Words of the Week: Model Language for Wartime Reporting

Having observed this language, more than once, in reporting from The Times of Israel, I share it here as a model for how such statistics should be presented.

The Hamas-run health ministry in Gaza says over XXX people have been killed in the fighting, though these figures cannot be independently verified, and are believed to include both civilians and Hamas members killed in Gaza, including as a consequence of terror groups’ own rocket misfires. The IDF says it has killed over XXX operatives in Gaza, in addition to some 1,000 terrorists inside Israel on October 7.

I wish that that Hamas would surrender this minute. That they would return the remaining hostages (including, as awful as this sounds, the bodies of the dead). No more people would die.

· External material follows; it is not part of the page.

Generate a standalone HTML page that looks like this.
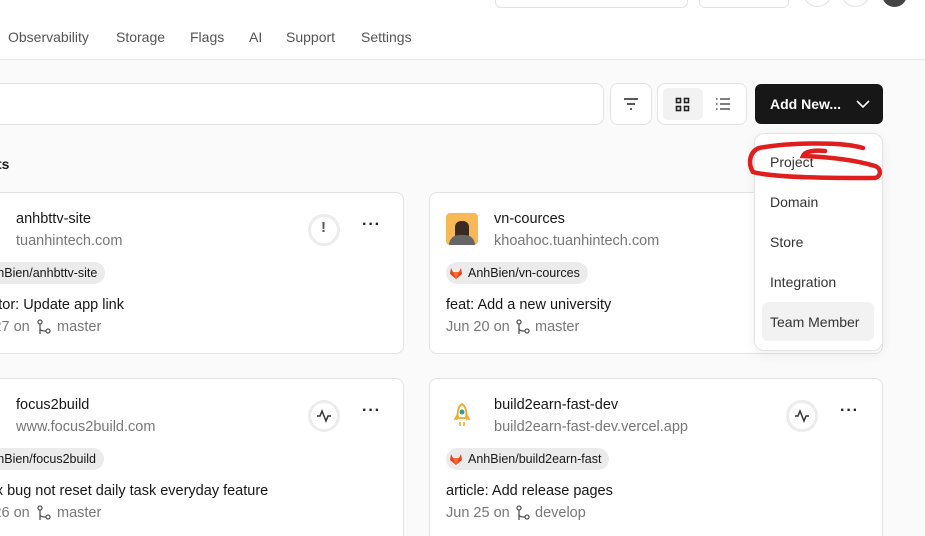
<!DOCTYPE html>
<html><head><meta charset="utf-8"><style>
*{box-sizing:border-box;margin:0;padding:0}
html,body{width:925px;height:536px;overflow:hidden}
body{background:#fafafa;font-family:"Liberation Sans",sans-serif;color:#171717}
#w{position:relative;width:925px;height:536px;overflow:hidden}
.a{position:absolute}
.hdr{left:0;top:0;width:925px;height:60px;background:#fff;border-bottom:1px solid #e6e6e6}
.nav{top:29px;font-size:14px;color:#555}
.card{background:#fff;border:1px solid #e3e3e3;border-radius:8px;height:162px}
.t{font-size:14.5px;color:#171717;white-space:nowrap}
.s{font-size:14.5px;color:#777;white-space:nowrap}
.pill{height:22px;border-radius:11px;background:#ebebeb;font-size:12.5px;line-height:22px;padding:0 8px 0 22px;white-space:nowrap;color:#171717}
.circ{width:32px;height:32px;border-radius:50%;border:3px solid #ececec;background:#fff}
.dots{font-size:16px;font-weight:bold;letter-spacing:1px;color:#222}
.mi{left:16px;font-size:14px;color:#333}
</style></head><body><div id="w">
<div class="a hdr"></div>
<div class="a" style="left:495px;top:-10px;width:193px;height:18px;border:1px solid #e3e3e3;border-radius:6px;background:#fff"></div>
<div class="a" style="left:699px;top:-10px;width:90px;height:18px;border:1px solid #e3e3e3;border-radius:6px;background:#fff"></div>
<div class="a" style="left:803px;top:-22px;width:29px;height:29px;border:1px solid #e3e3e3;border-radius:50%"></div>
<div class="a" style="left:841px;top:-22px;width:29px;height:29px;border:1px solid #e3e3e3;border-radius:50%"></div>
<div class="a" style="left:882px;top:-18px;width:25px;height:25px;background:#444;border-radius:50%"></div>
<div class="a nav" style="left:8px">Observability</div>
<div class="a nav" style="left:116px">Storage</div>
<div class="a nav" style="left:190px">Flags</div>
<div class="a nav" style="left:249px">AI</div>
<div class="a nav" style="left:286px">Support</div>
<div class="a nav" style="left:361px">Settings</div>

<div class="a" style="left:-10px;top:83px;width:614px;height:42px;background:#fff;border:1px solid #e3e3e3;border-radius:8px"></div>
<div class="a" style="left:610px;top:83px;width:42px;height:42px;background:#fff;border:1px solid #e3e3e3;border-radius:8px"></div>
<svg class="a" style="left:622px;top:96px" width="18" height="16"><path d="M2 3h14M5 8h8M8 13h2" stroke="#222" stroke-width="1.6"/></svg>
<div class="a" style="left:657px;top:83px;width:90px;height:42px;background:#fff;border:1px solid #e3e3e3;border-radius:8px"></div>
<div class="a" style="left:663px;top:88px;width:40px;height:32px;background:#f2f2f2;border-radius:5px"></div>
<svg class="a" style="left:675px;top:97px" width="16" height="16"><g fill="none" stroke="#222" stroke-width="1.6"><rect x="1.5" y="1.5" width="4" height="4"/><rect x="9.5" y="1.5" width="4" height="4"/><rect x="1.5" y="9.5" width="4" height="4"/><rect x="9.5" y="9.5" width="4" height="4"/></g></svg>
<svg class="a" style="left:715px;top:97px" width="16" height="14"><g stroke="#555" stroke-width="1.5"><path d="M5 2h10M5 7h10M5 12h10"/><path d="M1 2h1.5M1 7h1.5M1 12h1.5"/></g></svg>
<div class="a" style="left:755px;top:84px;width:128px;height:40px;background:#171717;border-radius:6px"></div>
<div class="a" style="left:770px;top:96px;color:#fff;font-weight:bold;font-size:14px">Add New...</div>
<svg class="a" style="left:856px;top:99px" width="14" height="10"><path d="M1 2l6 6 6-6" stroke="#fff" stroke-width="1.6" fill="none"/></svg>

<div class="a" style="left:-3px;top:156px;font-weight:bold;font-size:14px">ts</div>

<div class="a card" style="left:-49px;top:192px;width:453px"></div>
<div class="a t" style="left:16px;top:211px">anhbttv-site</div>
<div class="a s" style="left:16px;top:233px">tuanhintech.com</div>
<div class="a pill" style="left:-40px;top:262px">AnhBien/anhbttv-site</div>
<div class="a t" style="left:-34px;top:297px">refactor: Update app link</div>
<div class="a s" style="left:-34px;top:319px">Jun 27 on</div>
<div class="a s" style="left:57px;top:319px">master</div>
<div class="a circ" style="left:308px;top:214px"></div>
<div class="a" style="left:321px;top:219px;font-weight:bold;font-size:15px;color:#555">!</div>
<div class="a dots" style="left:362px;top:216px">···</div>

<div class="a card" style="left:429px;top:192px;width:454px"></div>
<div class="a" style="left:446px;top:213px;width:32px;height:32px;background:#f7b955;border-radius:4px;overflow:hidden"><div style="margin:8px auto 0;width:14px;height:16px;background:#3a2a20;border-radius:6px 6px 2px 2px"></div><div style="margin:-2px auto 0;width:26px;height:14px;background:#666;border-radius:10px 10px 0 0"></div></div>
<div class="a t" style="left:494px;top:211px">vn-cources</div>
<div class="a s" style="left:494px;top:233px">khoahoc.tuanhintech.com</div>
<div class="a pill" style="left:446px;top:262px">AnhBien/vn-cources</div>
<div class="a t" style="left:446px;top:297px">feat: Add a new university</div>
<div class="a s" style="left:446px;top:319px">Jun 20 on</div>
<div class="a s" style="left:535px;top:319px">master</div>

<div class="a card" style="left:-49px;top:378px;width:453px;height:200px"></div>
<div class="a t" style="left:16px;top:397px">focus2build</div>
<div class="a s" style="left:16px;top:419px">www.focus2build.com</div>
<div class="a pill" style="left:-40px;top:448px">AnhBien/focus2build</div>
<div class="a t" style="left:-34px;top:483px">fix: fix bug not reset daily task everyday feature</div>
<div class="a s" style="left:-34px;top:505px">Jun 26 on</div>
<div class="a s" style="left:57px;top:505px">master</div>
<div class="a circ" style="left:308px;top:400px"></div>
<div class="a dots" style="left:362px;top:402px">···</div>

<div class="a card" style="left:429px;top:378px;width:454px;height:200px"></div>
<svg class="a" style="left:452px;top:402px" width="20" height="28"><path d="M10 2c4 3 5 8 4 14h-8c-1-6 0-11 4-14z" fill="none" stroke="#f5a623" stroke-width="1.8"/><circle cx="10" cy="10" r="2.5" fill="#3a9a8a"/><path d="M6 12l-3 5h3M14 12l3 5h-3M8 20v4M12 20v4" stroke="#f5a623" stroke-width="1.6" fill="none"/></svg>
<div class="a t" style="left:494px;top:397px">build2earn-fast-dev</div>
<div class="a s" style="left:494px;top:419px">build2earn-fast-dev.vercel.app</div>
<div class="a pill" style="left:446px;top:448px">AnhBien/build2earn-fast</div>
<div class="a t" style="left:446px;top:483px">article: Add release pages</div>
<div class="a s" style="left:446px;top:505px">Jun 25 on</div>
<div class="a s" style="left:535px;top:505px">develop</div>
<div class="a circ" style="left:786px;top:400px"></div>
<div class="a dots" style="left:840px;top:402px">···</div>

<svg class="a" style="left:316px;top:408px" width="16" height="16"><path d="M1 8h3l2-5 4 10 2-5h3" fill="none" stroke="#333" stroke-width="1.5"/></svg>
<svg class="a" style="left:794px;top:408px" width="16" height="16"><path d="M1 8h3l2-5 4 10 2-5h3" fill="none" stroke="#333" stroke-width="1.5"/></svg>

<svg width="0" height="0" style="position:absolute"><defs><g id="gl"><path d="M7 13L1 8l1-6 2 4h6l2-4 1 6z" fill="#e24329"/><path d="M7 13L4 6h6z" fill="#fc6d26"/></g><g id="br" fill="none" stroke="#555" stroke-width="1.3"><circle cx="4" cy="3" r="2"/><circle cx="12" cy="12" r="2"/><path d="M4 5v10M4 9c0 3 3 3 6 3"/></g></defs></svg>
<svg class="a" style="left:449px;top:266px" width="14" height="14"><use href="#gl"/></svg>
<svg class="a" style="left:449px;top:452px" width="14" height="14"><use href="#gl"/></svg>
<svg class="a" style="left:-37px;top:266px" width="14" height="14"><use href="#gl"/></svg>
<svg class="a" style="left:-37px;top:452px" width="14" height="14"><use href="#gl"/></svg>
<svg class="a" style="left:36px;top:319px" width="16" height="17"><use href="#br"/></svg>
<svg class="a" style="left:36px;top:505px" width="16" height="17"><use href="#br"/></svg>
<svg class="a" style="left:515px;top:319px" width="16" height="17"><use href="#br"/></svg>
<svg class="a" style="left:515px;top:505px" width="16" height="17"><use href="#br"/></svg>

<div class="a" style="left:754px;top:133px;width:129px;height:218px;background:#fff;border:1px solid #e3e3e3;border-radius:10px;box-shadow:0 4px 12px rgba(0,0,0,.06)"></div>
<div class="a" style="left:762px;top:302px;width:112px;height:39px;background:#f2f2f2;border-radius:6px"></div>
<div class="a mi" style="left:770px;top:154px">Project</div>
<div class="a mi" style="left:770px;top:194px">Domain</div>
<div class="a mi" style="left:770px;top:234px">Store</div>
<div class="a mi" style="left:770px;top:274px">Integration</div>
<div class="a mi" style="left:770px;top:314px">Team Member</div>
<svg class="a" style="left:745px;top:138px" width="140" height="48"><path d="M118 10C95 3 40 5 14 10C4 14 3 26 8 34C30 40 90 40 130 40C137 38 136 30 130 28C110 22 85 19 58 18C60 13 70 12 80 13" fill="none" stroke="#e01e1e" stroke-width="4.5" stroke-linecap="round"/></svg>
</div></body></html>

But so long as this terrible war goes on, journalists and media outlets have a responsibility to report it as accurately as possible. Too often, they are not doing so—certainly not as they report figures reported by “the Hamas-run health ministry in Gaza” (frequently, they don’t even mention that this ministry is Hamas-run). I’ve been particularly dismayed to see some Jewish media fail on this score. Everyone must do better.

Following The Times of Israel‘s example here can help.

an assortment of screens: laptop, phone, tablet, plus other desk items, and a text label that reads, "Words of the Week"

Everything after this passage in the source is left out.